Phase 6: Finding-chaining & triage
Before writing the report, scan all DEFECT cells for chains:
- Two Medium findings often combine into a High or Critical path.
Example: "reflected input in URL param" + "CSP missing" = stored XSS → data theft.
- Auth weakness + IDOR = full account takeover chain.
- Stale cache + no optimistic revert = silent data corruption.
For each finding, assign:
| Field | Options |
|---|
| Severity | Critical / High / Medium / Low / Info |
| Likelihood | High (trivial to exploit) / Medium (requires access) / Low (theoretical) |
| Impact | Data loss / account takeover / PII leak / UX degradation / performance SLA breach |
| Affected component | src/components/Foo.tsx, supabase/functions/bar, etc. |
| Remediation | Specific fix at the file/function level, not vague advice |
Phase 7: Defect report (the deliverable)
## Red-Team Defect Report — [App / Repo] — [Date]
### Scope
- Target type: [web | RN | Capacitor | mixed]
- Dev URL: [...] Auth: [...]
- Features red-teamed: [list]
- Coverage matrix: [link or inline]
### Critical Defects (fix before any release)

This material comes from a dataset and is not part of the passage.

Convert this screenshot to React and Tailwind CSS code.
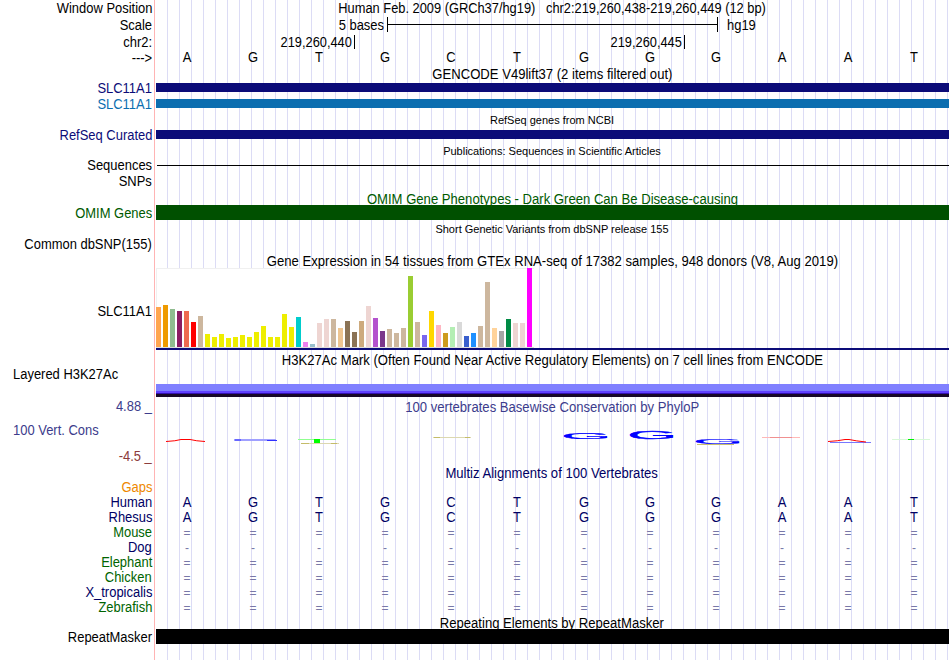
import React from 'react';

const BASES = ['A', 'G', 'T', 'G', 'C', 'T', 'G', 'G', 'G', 'A', 'A', 'T'];

// GTEx tissues: [bar height, colour]
const TISSUES = [
  [40, '#ffa54f'], [42, '#ee9a00'], [38, '#8fbc8f'], [36, '#8b1c62'], [36, '#ee6a50'], [25, '#ff0000'],
  [31, '#cdb79e'], [13, '#eeee00'], [10, '#eeee00'], [13, '#eeee00'], [9, '#eeee00'], [10, '#eeee00'],
  [12, '#eeee00'], [10, '#eeee00'], [15, '#eeee00'], [21, '#eeee00'], [10, '#eeee00'], [10, '#eeee00'],
  [33, '#eeee00'], [20, '#eeee00'], [30, '#00cdcd'], [5, '#ee82ee'], [3, '#9ac0cd'], [24, '#eed5d2'],
  [28, '#eed5d2'], [28, '#cdb79e'], [19, '#eec591'], [26, '#8b7355'], [15, '#8b7355'], [26, '#cdaa7d'],
  [41, '#eed5d2'], [29, '#b452cd'], [16, '#7a378b'], [18, '#cdb79e'], [14, '#cdb79e'], [19, '#cdb79e'],
  [71, '#9acd32'], [25, '#cdb79e'], [12, '#7a67ee'], [36, '#ffd700'], [22, '#ffb6c1'], [14, '#cd9b1d'],
  [20, '#b4eeb4'], [25, '#d9d9d9'], [11, '#3a5fcd'], [14, '#1e90ff'], [21, '#cdb79e'], [65, '#cdb79e'],
  [19, '#ffd39b'], [16, '#a6a6a6'], [28, '#008b45'], [24, '#eed5d2'], [24, '#eed5d2'], [79, '#ff00ff'],
];

const SPECIES = [
  { name: 'Human', color: 'text-[#000064]', bases: true },
  { name: 'Rhesus', color: 'text-[#000064]', bases: true },
  { name: 'Mouse', color: 'text-[#006400]', mark: '=' },
  { name: 'Dog', color: 'text-[#000064]', mark: '-' },
  { name: 'Elephant', color: 'text-[#006400]', mark: '=' },
  { name: 'Chicken', color: 'text-[#006400]', mark: '=' },
  { name: 'X_tropicalis', color: 'text-[#000064]', mark: '=' },
  { name: 'Zebrafish', color: 'text-[#006400]', mark: '=' },
];

// One line of the browser: label on the left, track data on the right
function Row({ label, height, color = 'text-black', pad = 'pb-[2px]', left = false, children }) {
  return (
    <div className={`flex shrink-0 ${height}`}>
      <div className={`flex w-[154px] shrink-0 items-center whitespace-pre ${left ? 'pl-[13px]' : 'justify-end pr-[2px]'} ${pad} ${color}`}>
        <span className={left ? 'origin-left scale-x-[0.925]' : 'origin-right scale-x-[0.925]'}>{label}</span>
      </div>
      <div className="flex min-w-0 flex-1 flex-col pl-[2px]">{children}</div>
    </div>
  );
}

function Title({ height, className = '', small = false, children }) {
  return (
    <div className={`ml-[154px] flex shrink-0 items-center justify-center whitespace-pre pl-px ${height} ${className}`}>
      <span className={small ? 'text-[11px]' : 'scale-x-[0.935]'}>{children}</span>
    </div>
  );
}

function Letters({ items, className = '' }) {
  return (
    <div className={`-ml-[2px] grid h-full w-[793px] grid-cols-12 items-center text-center ${className}`}>
      {items.map((item, i) => (
        <span key={i} className="scale-x-[0.925]">{item}</span>
      ))}
    </div>
  );
}

// Wide, flattened G of the conservation logo
function LogoG({ x, y, sy }) {
  return (
    <text transform={`translate(${x} ${y}) scale(6.4 ${sy})`} fontSize="10" fill="#0000ff" stroke="#0000ff" strokeWidth="0.25">
      G
    </text>
  );
}

function ConservationLogo() {
  return (
    <svg className="block h-[50px] w-[793px]" viewBox="156 406 793 50" fill="none">
      <path d="M166 441.5Q176 441 181 439.5H190Q196 441 205 441.5" stroke="#ff0000" />
      <path d="M234 440H276" stroke="#a0a0ff" strokeWidth="2" />
      <path d="M235 440H241M267 440.5H277" stroke="#3030ff" />
      <path d="M298 439.5H336" stroke="#90ff90" />
      <path d="M301 443.5H339" stroke="#dcd8b0" />
      <path d="M301 443.5H309M331 443.5H337" stroke="#c4bc68" />
      <path d="M314 439H320V443H314Z" fill="#00ff00" />
      <path d="M433 437.5H471" stroke="#dcd8b0" />
      <path d="M434 437.5H440M465 437.5H470" stroke="#c4bc68" />
      <LogoG x={561.3} y={438.8} sy={0.9} />
      <LogoG x={627.3} y={438.8} sy={1.05} />
      <path d="M697 444.5H734" stroke="#c8c070" />
      <LogoG x={693.3} y={443.8} sy={0.65} />
      <path d="M762 437.5H800" stroke="#ffb8b8" />
      <path d="M770 437.5H792" stroke="#f09090" />
      <path d="M830 442.5H871" stroke="#7878ff" />
      <path d="M828 441.5Q838 441 845 439.5H849Q856 441 866 442" stroke="#ff0000" />
      <path d="M892 439.5H930" stroke="#d8f8d8" />
      <path d="M908 439.5H914" stroke="#00f000" />
    </svg>
  );
}

export default function App() {
  return (
    <div className="relative h-[660px] w-[950px] overflow-hidden bg-white font-['Liberation_Sans',Arial,sans-serif] text-[14px] leading-none text-black">
      {/* guide lines */}
      <div className="absolute inset-y-0 left-[154px] w-px bg-[#ffb4b4]" />
      <div className="absolute inset-y-0 left-[167px] right-px bg-[linear-gradient(to_right,#dcdcf5_1px,transparent_1px)] bg-[length:12px_100%]" />

      <div className="relative flex h-full w-[949px] flex-col">
        <Row label="Window Position" height="h-[16px]" pad="">
          <div className="flex h-full items-center justify-center whitespace-pre pb-px">
            <span className="scale-x-[0.917]">{'Human Feb. 2009 (GRCh37/hg19)   chr2:219,260,438-219,260,449 (12 bp)'}</span>
          </div>
        </Row>
        <Row label="Scale" height="h-[17px]" pad="">
          <div className="flex h-full items-center">
            <span className="w-[228px] origin-right scale-x-[0.925] text-right">5 bases</span>
            <div className="ml-[3px] flex h-[15px] w-[331px] items-center border-x border-black">
              <div className="h-px w-full bg-black" />
            </div>
            <span className="ml-[9px] origin-left scale-x-[0.925]">hg19</span>
          </div>
        </Row>
        <Row label="chr2:" height="h-[17px]" pad="pt-px">
          <div className="flex h-full items-center">
            <span className="flex h-[14px] w-[199px] items-center justify-end border-r border-black pr-[2px] pt-px">
              <span className="origin-right scale-x-[0.915]">219,260,440</span>
            </span>
            <span className="flex h-[14px] w-[330px] items-center justify-end border-r border-black pr-[2px] pt-px">
              <span className="origin-right scale-x-[0.915]">219,260,445</span>
            </span>
          </div>
        </Row>
        <Row label="--->" height="h-[16px]" pad="">
          <Letters items={BASES} className="pb-[2px]" />
        </Row>

        <Title height="h-[16px]" className="pb-px">GENCODE V49lift37 (2 items filtered out)</Title>
        <Row label="SLC11A1" height="h-[16px]" pad="pb-[4px]" color="text-[#0c0c78]">
          <div className="mt-px h-[9px] bg-[#0c0c78]" />
        </Row>
        <Row label="SLC11A1" height="h-[14px]" color="text-[#0c6eb0]">
          <div className="mt-px h-[9px] bg-[#0c6eb0]" />
        </Row>

        <Title height="h-[16px]" small>RefSeq genes from NCBI</Title>
        <Row label="RefSeq Curated" height="h-[15px]" color="text-[#0c0c78]">
          <div className="mt-[2px] h-[9px] bg-[#0c0c78]" />
        </Row>

        <Title height="h-[15px]" className="pt-[2px]" small>Publications: Sequences in Scientific Articles</Title>
        <Row label="Sequences" height="h-[16px]">
          <div className="ml-px mt-[7px] h-px bg-black" />
        </Row>
        <Row label="SNPs" height="h-[16px]" />

        <Title height="h-[15px]" className="pt-[2px] text-[#005a00]">OMIM Gene Phenotypes - Dark Green Can Be Disease-causing</Title>
        <Row label="OMIM Genes" height="h-[15px]" pad="" color="text-[#005a00]">
          <div className="h-full bg-[#005000]" />
        </Row>

        <Title height="h-[18px]" small>Short Genetic Variants from dbSNP release 155</Title>
        <Row label="Common dbSNP(155)" height="h-[14px]" pad="pb-[3px]" />

        <Title height="h-[16px]" className="pt-px">Gene Expression in 54 tissues from GTEx RNA-seq of 17382 samples, 948 donors (V8, Aug 2019)</Title>
        <Row label="SLC11A1" height="h-[82px]" pad="pt-[3px]">
          <div className="flex h-[80px] w-[378px] items-end gap-[2px] border-b border-[#dcdcdc] bg-white shadow-[inset_1px_1px_0_#f0f0f0]">
            {TISSUES.map(([height, color], i) => (
              <div key={i} className="w-[5px] shrink-0" style={{ height, backgroundColor: color }} />
            ))}
          </div>
          <div className="h-[2px] bg-[#0c0c78]" />
        </Row>

        <Title height="h-[18px]" className="pt-[2px]">H3K27Ac Mark (Often Found Near Active Regulatory Elements) on 7 cell lines from ENCODE</Title>
        <Row label="Layered H3K27Ac" height="h-[30px]" left pad="pb-[18px]">
          <div className="mt-[16px] h-[7px] bg-[#8080ff]" />
          <div className="h-[2px] bg-[#6040ff]" />
          <div className="h-px bg-[#3410b0]" />
          <div className="h-[3px] bg-[#180828]" />
        </Row>

        <Row label="4.88 _" height="h-[18px]" color="text-[#3c3c8c]" pad="pb-[3px]">
          <div className="flex h-full items-center justify-center whitespace-pre pb-px text-[#3c3c8c]">
            <span className="scale-x-[0.935]">100 vertebrates Basewise Conservation by PhyloP</span>
          </div>
        </Row>
        <Row label="100 Vert. Cons" height="h-[32px]" color="text-[#3c3c8c]" left pad="pb-[4px]">
          <div className="-mt-[10px] h-0">
            <ConservationLogo />
          </div>
        </Row>
        <Row label="-4.5 _" height="h-[17px]" color="text-[#8c3c3c]" />

        <Title height="h-[15px]" className="text-[#000064]">Multiz Alignments of 100 Vertebrates</Title>
        <Row label="Gaps" height="h-[15px]" color="text-[#ee8800]" />
        {SPECIES.map((s) => (
          <Row key={s.name} label={s.name} height="h-[15px]" color={s.color}>
            {s.bases ? (
              <Letters items={BASES} className="pb-[2px] text-[#000064]" />
            ) : (
              <Letters items={BASES.map(() => s.mark)} className="text-[13px] text-[#7878a8]" />
            )}
          </Row>
        ))}

        <Title height="h-[14px]" className="pt-px">Repeating Elements by RepeatMasker</Title>
        <Row label="RepeatMasker" height="h-[15px]" pad="">
          <div className="h-full bg-black" />
        </Row>
      </div>
    </div>
  );
}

| # | Feature | Surface / Component+State | Finding | Evidence | File | Remediation |
|---|---------|--------------------------|---------|----------|------|-------------|
| 1 | Auth | Login / error state | IDOR: User B can read User A documents via GET /api/docs/:id | Screenshot+network | src/app/api/docs/[id]/route.ts | Add ownership check: `WHERE user_id = auth.uid()` |
### High Defects
| # | Feature | Surface / Component+State | Finding | Evidence | File | Remediation |
### Medium Defects
| # | Feature | Surface / Component+State | Finding | Evidence | File | Remediation |
### Low / Info
| # | Feature | Surface / Component+State | Finding | Evidence | File | Remediation |
### Attack chains identified
1. [Finding #N] + [Finding #M] → [combined impact and attack path]
### Coverage matrix (final)
| Feature | Surface/Component+State | UI/UX | Pipeline | Security | Perf |
|---------|------------------------|-------|----------|----------|------|
...
### Backend truth-check
- Sentry: [new/related issues — count + highest severity]
- Supabase: [advisors, logs, RLS test results]
### Launch-readiness verdict
**Ready / Ready after Critical fixes / Not ready** — [2-sentence justification]
### Test data cleanup
- RT-TEST-* rows deleted: [Y/N / N-A]
Guardrails
- Anti-stall always — never block >3 s on a browser action; incremental
wait → snapshot → check; max 4 attempts per goal; mark
[TIMEOUT] and move on.
- Evidence for every DEFECT — screenshot + console + network + DB query
result. "It looked broken" is not a defect.
- No destructive PoCs — confirm XSS/SQLi with a benign payload
(
document.title='XSS', SELECT 1), never DROP TABLE or real data exfil.
- Ask before mutating production rows — DDL (schema changes) for a requested
fix ships;
DELETE/UPDATE/TRUNCATE on real production data asks first.
- Secrets by name only — never print
.env values in chat or screenshots.
- Honest verdict — do not declare "no defects" if any cell is untested. Mark
untested cells N-A with a note explaining why (auth blocked, no data, etc.).
- Offer to fix after the report — ask which Critical/High defects to address
first; use
test-playwright PDCA discipline when applying fixes.
- MCP schemas first — always check tool schemas under
mcps/<server>/tools/
before calling any MCP tool.
- Pure-native iOS/Android out of scope — document it in the report if relevant.